Institute for Justice Vows to Defend Arizona’s Scholarships for Disabled and Foster Care Students From Unprecedented Legal Attack

J. Justin Wilson
J. Justin Wilson · October 12, 2006

Arlington, Va.—The Institute for Justice and its Arizona Chapter today pledged to defend Arizona’s two new publicly funded scholarship programs from legal attack. The programs are designed to help especially vulnerable students—those with disabilities and those in foster care—secure quality educational opportunities in private schools. A coalition of special interest groups filed their legal challenge today, skipping the trial court and asking for a resolution of the case by the Arizona Supreme Court.

“This is an unprecedented and unconscionable effort to block educational opportunities for our most vulnerable children,” said Tim Keller, executive director of the Institute for Justice Arizona Chapter, which will intervene in the lawsuit on behalf of parents who wish to use the new scholarship programs. “We will vigorously defend both programs and work to vindicate the rights of parents to secure a quality education that meets their children’s needs.”

Never before have scholarship programs benefiting special needs students been challenged in court. Arizona’s $2.5 million program follows in the footsteps of successful programs in Florida (now serving more than 16,000 children) and Utah and a scholarship program for children with autism in Ohio. Research and experience show that special needs children in particular benefit from securing individualized educational environments that best suit their needs. Arizona’s groundbreaking $2.5 million scholarship program for students who have been in foster care—the first of its kind in the nation—is designed to help students who often fall very far behind in school because of the disruptions to their lives, according to researchers.

“That school choice opponents are aiming their legal firepower at two programs designed to help the neediest of children shows just how desperate they are to maintain the educational status quo,” said Chip Mellor, IJ president and general counsel. “The current system simply isn’t working for too many children, and that’s why we will fight wherever and whenever necessary to vindicate the promise of equal educational opportunity.”

The legal challenge, filed by the ACLU of Arizona, the People for the American Way and the Arizona Center for Law in the Public Interest, claims that the scholarship programs violate the Arizona Constitution’s Blaine Amendment and its requirement for the maintenance of public schools.

But the Arizona Supreme Court has already rejected both arguments. In 1999 in Kotterman v. Killian, the court upheld Arizona’s scholarship tax credit program despite the Blaine Amendment, calling the provision a “clear manifestation of religious bigotry.” The court also recognized that school choice benefits parents and children—not schools, religious or otherwise.

“The same principle applies here that did in Kotterman: school choice programs help parents and children, not the schools they happen to choose,” Keller explained. “Empowering parents to make the most critical decision in their children’s lives—how to get a quality education—is without a doubt constitutional.”

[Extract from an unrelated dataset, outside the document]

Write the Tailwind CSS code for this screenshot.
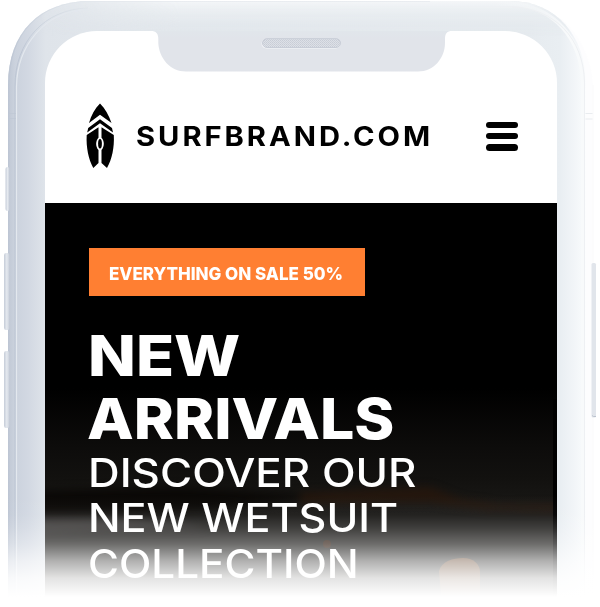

Moreover, Arizona’s Constitution has never been interpreted to prohibit educational options beyond the traditional public schools. In a line of cases that includes Kotterman, the court has recognized that the requirement to maintain public schools does not prohibit the Legislature from doing more to help educate children, including providing private school options. In fact, the Arizona Supreme Court noted that school choice programs “further the objective of making quality education available to all children within a state.” State supreme courts in both Wisconsin and Ohio rejected similar legal claims against school choice programs.

“School choice helps parents, children and even public schools who benefit from ‘healthy competition,’ as the Arizona Supreme Court has recognized,” added Keller.

IJ, the nation’s leading legal advocate for school choice, is currently defending Arizona’s new corporate tax credit scholarships in state court and the individual tax credit scholarships program in federal court. In addition to its work in Arizona, the Institute for Justice also helped win a victory in the U.S. Supreme Court for school choice, representing parents in Cleveland’s school choice program, and successfully defended vouchers in Milwaukee and tax credits in Illinois. IJ is also working to re-open Maine’s century-old school choice program to both religious and non-religious schools.